WHAT THIS TASK INVOLVES
All of the material below is to be repeated exactly.

········

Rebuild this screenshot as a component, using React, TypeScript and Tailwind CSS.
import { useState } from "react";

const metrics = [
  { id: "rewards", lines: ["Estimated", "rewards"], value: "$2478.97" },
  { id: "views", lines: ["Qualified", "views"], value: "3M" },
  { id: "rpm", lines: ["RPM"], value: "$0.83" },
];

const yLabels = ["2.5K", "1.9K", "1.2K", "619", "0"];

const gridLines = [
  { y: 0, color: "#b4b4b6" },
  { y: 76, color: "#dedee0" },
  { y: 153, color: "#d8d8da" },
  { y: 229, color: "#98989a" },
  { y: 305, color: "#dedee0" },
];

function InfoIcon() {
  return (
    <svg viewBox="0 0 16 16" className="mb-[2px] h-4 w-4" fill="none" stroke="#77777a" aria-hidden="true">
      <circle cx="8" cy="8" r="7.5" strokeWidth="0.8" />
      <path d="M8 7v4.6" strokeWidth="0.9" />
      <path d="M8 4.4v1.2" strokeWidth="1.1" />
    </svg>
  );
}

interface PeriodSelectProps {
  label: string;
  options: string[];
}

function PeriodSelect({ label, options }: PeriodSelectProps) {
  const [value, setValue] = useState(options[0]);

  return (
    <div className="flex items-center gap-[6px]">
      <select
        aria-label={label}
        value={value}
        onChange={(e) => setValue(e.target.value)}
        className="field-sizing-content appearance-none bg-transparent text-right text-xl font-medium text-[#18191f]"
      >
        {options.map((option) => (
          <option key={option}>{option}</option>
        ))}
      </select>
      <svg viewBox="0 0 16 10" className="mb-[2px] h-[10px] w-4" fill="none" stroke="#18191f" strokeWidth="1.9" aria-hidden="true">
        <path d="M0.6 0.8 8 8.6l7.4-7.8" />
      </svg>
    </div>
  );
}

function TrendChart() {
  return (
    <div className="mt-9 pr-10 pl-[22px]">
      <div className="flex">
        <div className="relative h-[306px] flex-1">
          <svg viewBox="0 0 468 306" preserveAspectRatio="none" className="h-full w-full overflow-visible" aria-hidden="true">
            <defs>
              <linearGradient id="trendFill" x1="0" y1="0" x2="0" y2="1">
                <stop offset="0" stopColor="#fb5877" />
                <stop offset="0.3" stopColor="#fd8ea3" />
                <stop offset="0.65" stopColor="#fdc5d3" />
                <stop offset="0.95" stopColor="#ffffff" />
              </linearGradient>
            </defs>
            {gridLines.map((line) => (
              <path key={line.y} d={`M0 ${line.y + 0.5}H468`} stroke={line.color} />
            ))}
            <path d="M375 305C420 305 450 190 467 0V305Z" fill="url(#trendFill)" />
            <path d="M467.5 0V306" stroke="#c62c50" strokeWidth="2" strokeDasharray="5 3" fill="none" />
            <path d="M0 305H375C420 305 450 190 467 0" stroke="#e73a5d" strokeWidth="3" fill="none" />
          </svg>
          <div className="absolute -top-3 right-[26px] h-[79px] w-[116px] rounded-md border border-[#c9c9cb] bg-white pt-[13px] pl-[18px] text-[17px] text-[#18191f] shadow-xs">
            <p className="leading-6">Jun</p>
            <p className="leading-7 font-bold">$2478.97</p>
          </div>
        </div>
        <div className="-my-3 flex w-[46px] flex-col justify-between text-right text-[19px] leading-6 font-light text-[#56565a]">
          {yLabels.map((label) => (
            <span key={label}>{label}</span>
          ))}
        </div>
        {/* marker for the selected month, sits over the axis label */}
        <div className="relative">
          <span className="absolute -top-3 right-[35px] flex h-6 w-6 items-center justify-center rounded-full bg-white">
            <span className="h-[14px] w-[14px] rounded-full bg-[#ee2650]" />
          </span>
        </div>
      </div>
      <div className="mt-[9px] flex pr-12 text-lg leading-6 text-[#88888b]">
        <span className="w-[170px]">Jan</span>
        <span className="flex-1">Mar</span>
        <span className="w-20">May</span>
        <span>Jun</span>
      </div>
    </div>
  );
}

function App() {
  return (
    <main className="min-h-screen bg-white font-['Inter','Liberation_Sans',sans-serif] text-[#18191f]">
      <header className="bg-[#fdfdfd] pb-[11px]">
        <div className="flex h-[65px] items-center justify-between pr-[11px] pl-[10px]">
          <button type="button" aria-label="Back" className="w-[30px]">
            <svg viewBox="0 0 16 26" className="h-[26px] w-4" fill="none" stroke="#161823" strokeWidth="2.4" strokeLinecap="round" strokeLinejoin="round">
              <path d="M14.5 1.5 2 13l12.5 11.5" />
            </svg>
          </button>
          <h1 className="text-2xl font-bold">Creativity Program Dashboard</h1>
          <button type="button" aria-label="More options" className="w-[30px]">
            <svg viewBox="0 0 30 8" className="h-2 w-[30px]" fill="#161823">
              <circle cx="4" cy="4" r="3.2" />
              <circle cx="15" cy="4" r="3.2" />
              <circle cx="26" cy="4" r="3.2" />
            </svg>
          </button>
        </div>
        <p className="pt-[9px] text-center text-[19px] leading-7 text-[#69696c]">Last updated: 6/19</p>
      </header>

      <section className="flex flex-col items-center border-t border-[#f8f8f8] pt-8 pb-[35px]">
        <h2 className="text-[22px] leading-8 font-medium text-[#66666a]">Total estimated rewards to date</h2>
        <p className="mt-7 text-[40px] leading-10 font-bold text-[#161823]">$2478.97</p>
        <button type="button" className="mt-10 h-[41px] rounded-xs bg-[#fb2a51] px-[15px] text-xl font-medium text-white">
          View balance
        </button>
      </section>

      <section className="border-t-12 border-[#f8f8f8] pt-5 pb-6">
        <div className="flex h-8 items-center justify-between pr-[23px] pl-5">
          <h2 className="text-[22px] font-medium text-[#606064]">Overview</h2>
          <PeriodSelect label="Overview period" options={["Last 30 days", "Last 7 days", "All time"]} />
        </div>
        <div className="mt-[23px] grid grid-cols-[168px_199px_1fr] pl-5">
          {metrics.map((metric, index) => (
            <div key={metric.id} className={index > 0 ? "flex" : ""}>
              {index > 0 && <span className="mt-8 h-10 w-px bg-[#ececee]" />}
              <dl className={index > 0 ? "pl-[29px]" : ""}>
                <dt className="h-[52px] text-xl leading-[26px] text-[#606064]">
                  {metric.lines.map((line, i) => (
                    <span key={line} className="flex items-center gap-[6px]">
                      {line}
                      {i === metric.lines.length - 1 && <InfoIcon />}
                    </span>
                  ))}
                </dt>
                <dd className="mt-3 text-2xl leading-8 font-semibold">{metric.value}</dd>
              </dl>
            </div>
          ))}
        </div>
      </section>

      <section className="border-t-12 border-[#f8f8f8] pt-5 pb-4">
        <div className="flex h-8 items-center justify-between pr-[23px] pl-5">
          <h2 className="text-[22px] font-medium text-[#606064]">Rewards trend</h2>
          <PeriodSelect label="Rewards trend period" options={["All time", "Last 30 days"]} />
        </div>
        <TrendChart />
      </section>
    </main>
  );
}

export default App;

········

OUTPUT BELOW
Rebuild this screenshot as a component, using React, TypeScript and Tailwind CSS.
import { useState } from "react";

const metrics = [
  { id: "rewards", lines: ["Estimated", "rewards"], value: "$2478.97" },
  { id: "views", lines: ["Qualified", "views"], value: "3M" },
  { id: "rpm", lines: ["RPM"], value: "$0.83" },
];

const yLabels = ["2.5K", "1.9K", "1.2K", "619", "0"];

const gridLines = [
  { y: 0, color: "#b4b4b6" },
  { y: 76, color: "#dedee0" },
  { y: 153, color: "#d8d8da" },
  { y: 229, color: "#98989a" },
  { y: 305, color: "#dedee0" },
];

function InfoIcon() {
  return (
    <svg viewBox="0 0 16 16" className="mb-[2px] h-4 w-4" fill="none" stroke="#77777a" aria-hidden="true">
      <circle cx="8" cy="8" r="7.5" strokeWidth="0.8" />
      <path d="M8 7v4.6" strokeWidth="0.9" />
      <path d="M8 4.4v1.2" strokeWidth="1.1" />
    </svg>
  );
}

interface PeriodSelectProps {
  label: string;
  options: string[];
}

function PeriodSelect({ label, options }: PeriodSelectProps) {
  const [value, setValue] = useState(options[0]);

  return (
    <div className="flex items-center gap-[6px]">
      <select
        aria-label={label}
        value={value}
        onChange={(e) => setValue(e.target.value)}
        className="field-sizing-content appearance-none bg-transparent text-right text-xl font-medium text-[#18191f]"
      >
        {options.map((option) => (
          <option key={option}>{option}</option>
        ))}
      </select>
      <svg viewBox="0 0 16 10" className="mb-[2px] h-[10px] w-4" fill="none" stroke="#18191f" strokeWidth="1.9" aria-hidden="true">
        <path d="M0.6 0.8 8 8.6l7.4-7.8" />
      </svg>
    </div>
  );
}

function TrendChart() {
  return (
    <div className="mt-9 pr-10 pl-[22px]">
      <div className="flex">
        <div className="relative h-[306px] flex-1">
          <svg viewBox="0 0 468 306" preserveAspectRatio="none" className="h-full w-full overflow-visible" aria-hidden="true">
            <defs>
              <linearGradient id="trendFill" x1="0" y1="0" x2="0" y2="1">
                <stop offset="0" stopColor="#fb5877" />
                <stop offset="0.3" stopColor="#fd8ea3" />
                <stop offset="0.65" stopColor="#fdc5d3" />
                <stop offset="0.95" stopColor="#ffffff" />
              </linearGradient>
            </defs>
            {gridLines.map((line) => (
              <path key={line.y} d={`M0 ${line.y + 0.5}H468`} stroke={line.color} />
            ))}
            <path d="M375 305C420 305 450 190 467 0V305Z" fill="url(#trendFill)" />
            <path d="M467.5 0V306" stroke="#c62c50" strokeWidth="2" strokeDasharray="5 3" fill="none" />
            <path d="M0 305H375C420 305 450 190 467 0" stroke="#e73a5d" strokeWidth="3" fill="none" />
          </svg>
          <div className="absolute -top-3 right-[26px] h-[79px] w-[116px] rounded-md border border-[#c9c9cb] bg-white pt-[13px] pl-[18px] text-[17px] text-[#18191f] shadow-xs">
            <p className="leading-6">Jun</p>
            <p className="leading-7 font-bold">$2478.97</p>
          </div>
        </div>
        <div className="-my-3 flex w-[46px] flex-col justify-between text-right text-[19px] leading-6 font-light text-[#56565a]">
          {yLabels.map((label) => (
            <span key={label}>{label}</span>
          ))}
        </div>
        {/* marker for the selected month, sits over the axis label */}
        <div className="relative">
          <span className="absolute -top-3 right-[35px] flex h-6 w-6 items-center justify-center rounded-full bg-white">
            <span className="h-[14px] w-[14px] rounded-full bg-[#ee2650]" />
          </span>
        </div>
      </div>
      <div className="mt-[9px] flex pr-12 text-lg leading-6 text-[#88888b]">
        <span className="w-[170px]">Jan</span>
        <span className="flex-1">Mar</span>
        <span className="w-20">May</span>
        <span>Jun</span>
      </div>
    </div>
  );
}

function App() {
  return (
    <main className="min-h-screen bg-white font-['Inter','Liberation_Sans',sans-serif] text-[#18191f]">
      <header className="bg-[#fdfdfd] pb-[11px]">
        <div className="flex h-[65px] items-center justify-between pr-[11px] pl-[10px]">
          <button type="button" aria-label="Back" className="w-[30px]">
            <svg viewBox="0 0 16 26" className="h-[26px] w-4" fill="none" stroke="#161823" strokeWidth="2.4" strokeLinecap="round" strokeLinejoin="round">
              <path d="M14.5 1.5 2 13l12.5 11.5" />
            </svg>
          </button>
          <h1 className="text-2xl font-bold">Creativity Program Dashboard</h1>
          <button type="button" aria-label="More options" className="w-[30px]">
            <svg viewBox="0 0 30 8" className="h-2 w-[30px]" fill="#161823">
              <circle cx="4" cy="4" r="3.2" />
              <circle cx="15" cy="4" r="3.2" />
              <circle cx="26" cy="4" r="3.2" />
            </svg>
          </button>
        </div>
        <p className="pt-[9px] text-center text-[19px] leading-7 text-[#69696c]">Last updated: 6/19</p>
      </header>

      <section className="flex flex-col items-center border-t border-[#f8f8f8] pt-8 pb-[35px]">
        <h2 className="text-[22px] leading-8 font-medium text-[#66666a]">Total estimated rewards to date</h2>
        <p className="mt-7 text-[40px] leading-10 font-bold text-[#161823]">$2478.97</p>
        <button type="button" className="mt-10 h-[41px] rounded-xs bg-[#fb2a51] px-[15px] text-xl font-medium text-white">
          View balance
        </button>
      </section>

      <section className="border-t-12 border-[#f8f8f8] pt-5 pb-6">
        <div className="flex h-8 items-center justify-between pr-[23px] pl-5">
          <h2 className="text-[22px] font-medium text-[#606064]">Overview</h2>
          <PeriodSelect label="Overview period" options={["Last 30 days", "Last 7 days", "All time"]} />
        </div>
        <div className="mt-[23px] grid grid-cols-[168px_199px_1fr] pl-5">
          {metrics.map((metric, index) => (
            <div key={metric.id} className={index > 0 ? "flex" : ""}>
              {index > 0 && <span className="mt-8 h-10 w-px bg-[#ececee]" />}
              <dl className={index > 0 ? "pl-[29px]" : ""}>
                <dt className="h-[52px] text-xl leading-[26px] text-[#606064]">
                  {metric.lines.map((line, i) => (
                    <span key={line} className="flex items-center gap-[6px]">
                      {line}
                      {i === metric.lines.length - 1 && <InfoIcon />}
                    </span>
                  ))}
                </dt>
                <dd className="mt-3 text-2xl leading-8 font-semibold">{metric.value}</dd>
              </dl>
            </div>
          ))}
        </div>
      </section>

      <section className="border-t-12 border-[#f8f8f8] pt-5 pb-4">
        <div className="flex h-8 items-center justify-between pr-[23px] pl-5">
          <h2 className="text-[22px] font-medium text-[#606064]">Rewards trend</h2>
          <PeriodSelect label="Rewards trend period" options={["All time", "Last 30 days"]} />
        </div>
        <TrendChart />
      </section>
    </main>
  );
}

export default App;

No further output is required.